▸ **To be done**
Repeat every line of the listing below exactly, minus the pictures.

▸ **Recorded data**
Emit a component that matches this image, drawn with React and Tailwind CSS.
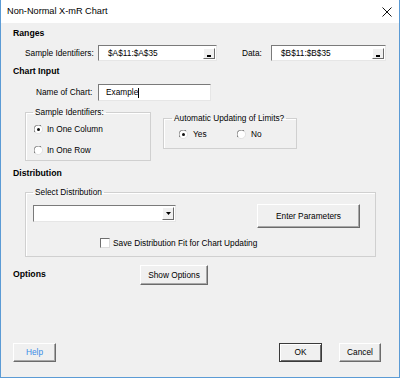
import React from "react";

const font = { fontFamily: '"Liberation Sans", Arial, sans-serif' };

function Radio({ checked }) {
  return (
    <svg width="9" height="9" viewBox="0 0 9 9" className="shrink-0">
      <circle cx="4.5" cy="4.5" r="4" fill="#fff" />
      <path d="M1.2 7.3 A4 4 0 0 1 7.3 1.2" fill="none" stroke="#6e6e6e" strokeWidth="1" />
      <path d="M7.3 1.2 A4 4 0 0 1 1.2 7.3" fill="none" stroke="#e0e0e0" strokeWidth="1" />
      {checked && <circle cx="4.5" cy="4.5" r="1.5" fill="#111" />}
    </svg>
  );
}

function Checkbox() {
  return (
    <div className="w-[10px] h-[10px] bg-white border border-t-[#6e6e6e] border-l-[#6e6e6e] border-r-[#dcdcdc] border-b-[#dcdcdc] shrink-0" />
  );
}

function MiniBtn({ children }) {
  return (
    <div className="w-[12px] h-[11px] bg-[#f0f0f0] border border-t-white border-l-white border-r-[#6b6b6b] border-b-[#6b6b6b] flex items-center justify-center shrink-0">
      {children}
    </div>
  );
}

function RangeInput({ value, width }) {
  return (
    <div
      className={`${width} h-[16px] bg-white border border-t-[#7a7a7a] border-l-[#7a7a7a] border-r-[#e6e6e6] border-b-[#e6e6e6] flex items-center pl-[9px] pr-[1px]`}
    >
      <span className="flex-1 text-[8.3px] leading-none">{value}</span>
      <MiniBtn>
        <div className="w-[4px] h-[2px] bg-black mt-[5px]" />
      </MiniBtn>
    </div>
  );
}

function Button({ children, className = "", def = false }) {
  return (
    <div
      className={`flex items-center justify-center bg-[#f0f0f0] text-[8.3px] ${
        def
          ? "border border-[#3a3a3a] shadow-[inset_1px_1px_0_#fff,inset_-1px_-1px_0_#6b6b6b]"
          : "border border-t-white border-l-white border-r-[#6b6b6b] border-b-[#6b6b6b] shadow-[inset_-1px_-1px_0_#a8a8a8]"
      } ${className}`}
    >
      {children}
    </div>
  );
}

export default function App() {
  return (
    <div
      style={font}
      className="w-[400px] h-[378px] bg-[#f0f0f0] border-l border-r border-b border-[#5b9bd5] flex flex-col text-black text-[8.3px] overflow-hidden"
    >
      {/* Title bar */}
      <div className="h-[23px] bg-white flex items-center pl-[6px] pr-[6px] shrink-0">
        <span className="text-[9.2px] flex-1">Non-Normal X-mR Chart</span>
        <svg width="10" height="10" viewBox="0 0 10 10" className="mr-[1px]">
          <path d="M0.5 0.5 L9.5 9.5 M9.5 0.5 L0.5 9.5" stroke="#111" strokeWidth="1" />
        </svg>
      </div>

      {/* Ranges */}
      <div className="mt-[4px] h-[14px] flex items-center pl-[12px] font-bold text-[8.7px]">Ranges</div>
      <div className="mt-[4px] h-[16px] flex items-center pl-[24px]">
        <span className="w-[73px]">Sample Identifiers:</span>
        <RangeInput value="$A$11:$A$35" width="w-[119px]" />
        <span className="ml-[25px] w-[29px]">Data:</span>
        <RangeInput value="$B$11:$B$35" width="w-[115px]" />
      </div>

      {/* Chart Input */}
      <div className="mt-[4px] h-[14px] flex items-center pl-[12px] font-bold text-[8.7px]">Chart Input</div>
      <div className="mt-[5px] h-[17px] flex items-center pl-[35px]">
        <span className="w-[62px]">Name of Chart:</span>
        <div className="w-[113px] h-[17px] bg-white border border-t-[#7a7a7a] border-l-[#7a7a7a] border-r-[#e6e6e6] border-b-[#e6e6e6] flex items-center pl-[7px]">
          <span>Example</span>
          <span className="w-[1px] h-[10px] bg-black" />
        </div>
      </div>

      {/* Group boxes */}
      <div className="mt-[5px] flex items-start pl-[24px]">
        <fieldset className="w-[126px] h-[55px] border border-[#d0d0d0] shadow-[inset_1px_1px_0_#fff] flex flex-col">
          <legend className="ml-[7px] px-[2px] leading-[12px]">Sample Identifiers:</legend>
          <div className="flex items-center gap-[4px] pl-[8px] mt-[5px]">
            <Radio checked />
            <span>In One Column</span>
          </div>
          <div className="flex items-center gap-[4px] pl-[8px] mt-[9px]">
            <Radio />
            <span>In One Row</span>
          </div>
        </fieldset>
        <fieldset className="ml-[12px] mt-[6px] w-[134px] h-[37px] border border-[#d0d0d0] shadow-[inset_1px_1px_0_#fff] flex flex-col">
          <legend className="ml-[8px] px-[2px] leading-[12px]">Automatic Updating of Limits?</legend>
          <div className="flex items-center pl-[15px] mt-[4px]">
            <Radio checked />
            <span className="ml-[5px] w-[44px]">Yes</span>
            <Radio />
            <span className="ml-[5px]">No</span>
          </div>
        </fieldset>
      </div>

      {/* Distribution */}
      <div className="mt-[6px] h-[14px] flex items-center pl-[12px] font-bold text-[8.7px]">Distribution</div>
      <div className="mt-[5px] pl-[24px]">
        <fieldset className="w-[351px] h-[71px] border border-[#d0d0d0] shadow-[inset_1px_1px_0_#fff] flex flex-col">
          <legend className="ml-[7px] px-[2px] leading-[12px]">Select Distribution</legend>
          <div className="flex items-start pl-[7px] mt-[6px]">
            <div className="w-[143px] h-[17px] mt-[1px] bg-white border border-t-[#7a7a7a] border-l-[#7a7a7a] border-r-[#e6e6e6] border-b-[#e6e6e6] flex items-center justify-end pr-[1px]">
              <div className="w-[12px] h-[13px] bg-[#f0f0f0] border border-t-white border-l-white border-r-[#6b6b6b] border-b-[#6b6b6b] flex items-center justify-center">
                <svg width="5" height="3" viewBox="0 0 5 3">
                  <path d="M0 0 L5 0 L2.5 3 Z" fill="#000" />
                </svg>
              </div>
            </div>
            <Button className="ml-[81px] w-[103px] h-[24px]">Enter Parameters</Button>
          </div>
          <div className="flex items-center pl-[74px] mt-[9px]">
            <Checkbox />
            <span className="ml-[3px]">Save Distribution Fit for Chart Updating</span>
          </div>
        </fieldset>
      </div>

      {/* Options */}
      <div className="mt-[8px] h-[20px] flex items-center pl-[12px]">
        <span className="font-bold text-[8.7px] w-[127px]">Options</span>
        <Button className="w-[68px] h-[20px]">Show Options</Button>
      </div>

      {/* Bottom buttons */}
      <div className="mt-auto mb-[15px] flex items-center pl-[12px] pr-[18px]">
        <Button className="w-[43px] h-[19px] text-[#3a8be6]">Help</Button>
        <div className="flex-1" />
        <Button def className="w-[43px] h-[19px]">OK</Button>
        <Button className="ml-[17px] w-[42px] h-[19px]">Cancel</Button>
      </div>
    </div>
  );
}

▸ **Correct output**
Emit a component that matches this image, drawn with React and Tailwind CSS.
import React from "react";

const font = { fontFamily: '"Liberation Sans", Arial, sans-serif' };

function Radio({ checked }) {
  return (
    <svg width="9" height="9" viewBox="0 0 9 9" className="shrink-0">
      <circle cx="4.5" cy="4.5" r="4" fill="#fff" />
      <path d="M1.2 7.3 A4 4 0 0 1 7.3 1.2" fill="none" stroke="#6e6e6e" strokeWidth="1" />
      <path d="M7.3 1.2 A4 4 0 0 1 1.2 7.3" fill="none" stroke="#e0e0e0" strokeWidth="1" />
      {checked && <circle cx="4.5" cy="4.5" r="1.5" fill="#111" />}
    </svg>
  );
}

function Checkbox() {
  return (
    <div className="w-[10px] h-[10px] bg-white border border-t-[#6e6e6e] border-l-[#6e6e6e] border-r-[#dcdcdc] border-b-[#dcdcdc] shrink-0" />
  );
}

function MiniBtn({ children }) {
  return (
    <div className="w-[12px] h-[11px] bg-[#f0f0f0] border border-t-white border-l-white border-r-[#6b6b6b] border-b-[#6b6b6b] flex items-center justify-center shrink-0">
      {children}
    </div>
  );
}

function RangeInput({ value, width }) {
  return (
    <div
      className={`${width} h-[16px] bg-white border border-t-[#7a7a7a] border-l-[#7a7a7a] border-r-[#e6e6e6] border-b-[#e6e6e6] flex items-center pl-[9px] pr-[1px]`}
    >
      <span className="flex-1 text-[8.3px] leading-none">{value}</span>
      <MiniBtn>
        <div className="w-[4px] h-[2px] bg-black mt-[5px]" />
      </MiniBtn>
    </div>
  );
}

function Button({ children, className = "", def = false }) {
  return (
    <div
      className={`flex items-center justify-center bg-[#f0f0f0] text-[8.3px] ${
        def
          ? "border border-[#3a3a3a] shadow-[inset_1px_1px_0_#fff,inset_-1px_-1px_0_#6b6b6b]"
          : "border border-t-white border-l-white border-r-[#6b6b6b] border-b-[#6b6b6b] shadow-[inset_-1px_-1px_0_#a8a8a8]"
      } ${className}`}
    >
      {children}
    </div>
  );
}

export default function App() {
  return (
    <div
      style={font}
      className="w-[400px] h-[378px] bg-[#f0f0f0] border-l border-r border-b border-[#5b9bd5] flex flex-col text-black text-[8.3px] overflow-hidden"
    >
      {/* Title bar */}
      <div className="h-[23px] bg-white flex items-center pl-[6px] pr-[6px] shrink-0">
        <span className="text-[9.2px] flex-1">Non-Normal X-mR Chart</span>
        <svg width="10" height="10" viewBox="0 0 10 10" className="mr-[1px]">
          <path d="M0.5 0.5 L9.5 9.5 M9.5 0.5 L0.5 9.5" stroke="#111" strokeWidth="1" />
        </svg>
      </div>

      {/* Ranges */}
      <div className="mt-[4px] h-[14px] flex items-center pl-[12px] font-bold text-[8.7px]">Ranges</div>
      <div className="mt-[4px] h-[16px] flex items-center pl-[24px]">
        <span className="w-[73px]">Sample Identifiers:</span>
        <RangeInput value="$A$11:$A$35" width="w-[119px]" />
        <span className="ml-[25px] w-[29px]">Data:</span>
        <RangeInput value="$B$11:$B$35" width="w-[115px]" />
      </div>

      {/* Chart Input */}
      <div className="mt-[4px] h-[14px] flex items-center pl-[12px] font-bold text-[8.7px]">Chart Input</div>
      <div className="mt-[5px] h-[17px] flex items-center pl-[35px]">
        <span className="w-[62px]">Name of Chart:</span>
        <div className="w-[113px] h-[17px] bg-white border border-t-[#7a7a7a] border-l-[#7a7a7a] border-r-[#e6e6e6] border-b-[#e6e6e6] flex items-center pl-[7px]">
          <span>Example</span>
          <span className="w-[1px] h-[10px] bg-black" />
        </div>
      </div>

      {/* Group boxes */}
      <div className="mt-[5px] flex items-start pl-[24px]">
        <fieldset className="w-[126px] h-[55px] border border-[#d0d0d0] shadow-[inset_1px_1px_0_#fff] flex flex-col">
          <legend className="ml-[7px] px-[2px] leading-[12px]">Sample Identifiers:</legend>
          <div className="flex items-center gap-[4px] pl-[8px] mt-[5px]">
            <Radio checked />
            <span>In One Column</span>
          </div>
          <div className="flex items-center gap-[4px] pl-[8px] mt-[9px]">
            <Radio />
            <span>In One Row</span>
          </div>
        </fieldset>
        <fieldset className="ml-[12px] mt-[6px] w-[134px] h-[37px] border border-[#d0d0d0] shadow-[inset_1px_1px_0_#fff] flex flex-col">
          <legend className="ml-[8px] px-[2px] leading-[12px]">Automatic Updating of Limits?</legend>
          <div className="flex items-center pl-[15px] mt-[4px]">
            <Radio checked />
            <span className="ml-[5px] w-[44px]">Yes</span>
            <Radio />
            <span className="ml-[5px]">No</span>
          </div>
        </fieldset>
      </div>

      {/* Distribution */}
      <div className="mt-[6px] h-[14px] flex items-center pl-[12px] font-bold text-[8.7px]">Distribution</div>
      <div className="mt-[5px] pl-[24px]">
        <fieldset className="w-[351px] h-[71px] border border-[#d0d0d0] shadow-[inset_1px_1px_0_#fff] flex flex-col">
          <legend className="ml-[7px] px-[2px] leading-[12px]">Select Distribution</legend>
          <div className="flex items-start pl-[7px] mt-[6px]">
            <div className="w-[143px] h-[17px] mt-[1px] bg-white border border-t-[#7a7a7a] border-l-[#7a7a7a] border-r-[#e6e6e6] border-b-[#e6e6e6] flex items-center justify-end pr-[1px]">
              <div className="w-[12px] h-[13px] bg-[#f0f0f0] border border-t-white border-l-white border-r-[#6b6b6b] border-b-[#6b6b6b] flex items-center justify-center">
                <svg width="5" height="3" viewBox="0 0 5 3">
                  <path d="M0 0 L5 0 L2.5 3 Z" fill="#000" />
                </svg>
              </div>
            </div>
            <Button className="ml-[81px] w-[103px] h-[24px]">Enter Parameters</Button>
          </div>
          <div className="flex items-center pl-[74px] mt-[9px]">
            <Checkbox />
            <span className="ml-[3px]">Save Distribution Fit for Chart Updating</span>
          </div>
        </fieldset>
      </div>

      {/* Options */}
      <div className="mt-[8px] h-[20px] flex items-center pl-[12px]">
        <span className="font-bold text-[8.7px] w-[127px]">Options</span>
        <Button className="w-[68px] h-[20px]">Show Options</Button>
      </div>

      {/* Bottom buttons */}
      <div className="mt-auto mb-[15px] flex items-center pl-[12px] pr-[18px]">
        <Button className="w-[43px] h-[19px] text-[#3a8be6]">Help</Button>
        <div className="flex-1" />
        <Button def className="w-[43px] h-[19px]">OK</Button>
        <Button className="ml-[17px] w-[42px] h-[19px]">Cancel</Button>
      </div>
    </div>
  );
}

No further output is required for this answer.